Johnson & Johnson MedTech‘s Shockwave Medical today announced one-year results in a study using its Javelin peripheral IVL catheter.
Yesterday, the company shared findings from a separate intravascular lithotripsy (IVL) study. It presented findings at the annual Vascular InterVentional Advances (VIVA) meeting in Las Vegas. Today, it shared further IVL findings, this time for its novel, first-of-its-kind forward IVL platform.
The Javelin non-balloon catheter comprises part of the company’s forward IVL platform that features a similar safety and effectiveness profile to legacy Shockwave IVL catheters. The system aims to modify calcium and cross significantly narrowed vessels in patients with peripheral artery disease (PAD).

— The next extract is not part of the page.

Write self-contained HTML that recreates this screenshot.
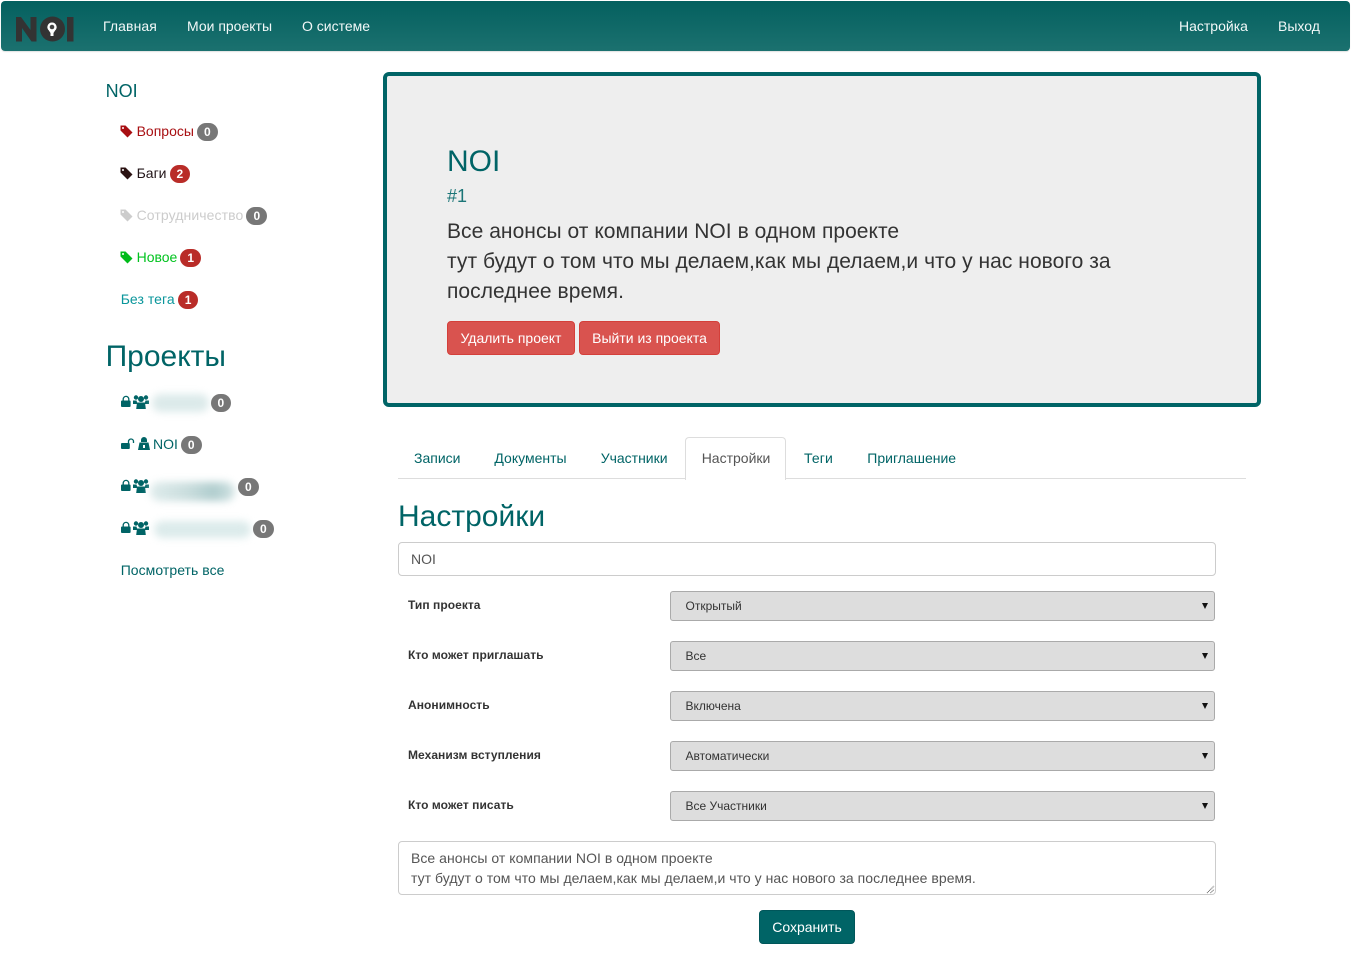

Shockwave launched Javelin in the U.S. in March, then launched in Europe in September. Chief Medical Officer Dr. Nick West recently spoke to Medical Design & Outsourcing about the latest developments at the company.
New findings shared at VIVA demonstrated low rates of major amputation and cardiovascular death in a high-risk, complex patient population.
“These one year outcomes show that Shockwave Javelin demonstrated lasting durability, with most patients remaining free from repeat intervention,” said Dr. JD Corl, medical director of the PAD/CLI Program at The Lindner Center for Research and Education at The Christ Hospital and Principal Investigator of the FORWARD PAD study. “Severe calcification has long been one of the greatest challenges in endovascular treatment of PAD, driving higher rates of complications, mortality and limb loss. Until now, clinicians lacked a technology that could modify calcium safely to enable the crossing of heavily stenosed lesions.
“These results demonstrate that IVL is not just overcoming that barrier—it is redefining what’s possible and enabling optimized outcomes for a broader population of PAD patients.”
A look at the findings shared by Shockwave
Shockwave shared findings from the feasibility and FDA investigational device exemption (IDE) studies of Javelin. The studies were the MINI S and FORWARD PAD studies, respectively. The prospective, multi-center, single-arm, angiographic core-lab adjudicated studies had similar inclusion and exclusion criteria.
According to Shockwave, the studies enrolled 110 patients, with 103 presenting heavily calcified, stenotic peripheral arterial lesions. Average lesion length came in at 77mm. Just under half the target lesions were located below the knee (BTK). Over a third were chronic total occlusions (CTO).
Key findings include low rates of major amputation, with the 12-month target rate coming in at 1%. Investigators also saw low rates of cardiovascular death, coming in at 3.9% at one year. CD-TLR rate totaled 14.7%, while the study also reported durable patency. At one year, primary patency above the knee (ATK) was 72.7% and BTK was 61.5%.
“These one-year data strengthen our conviction in Javelin as a safe, effective solution for modifying and crossing the most complex PAD lesions,” said West. “The durable benefits we’re seeing—specifically in difficult-to-cross, severely calcified disease—signal a step change in how clinicians can approach these cases. We remain committed to advancing innovations that expand options and elevate outcomes for PAD patients.”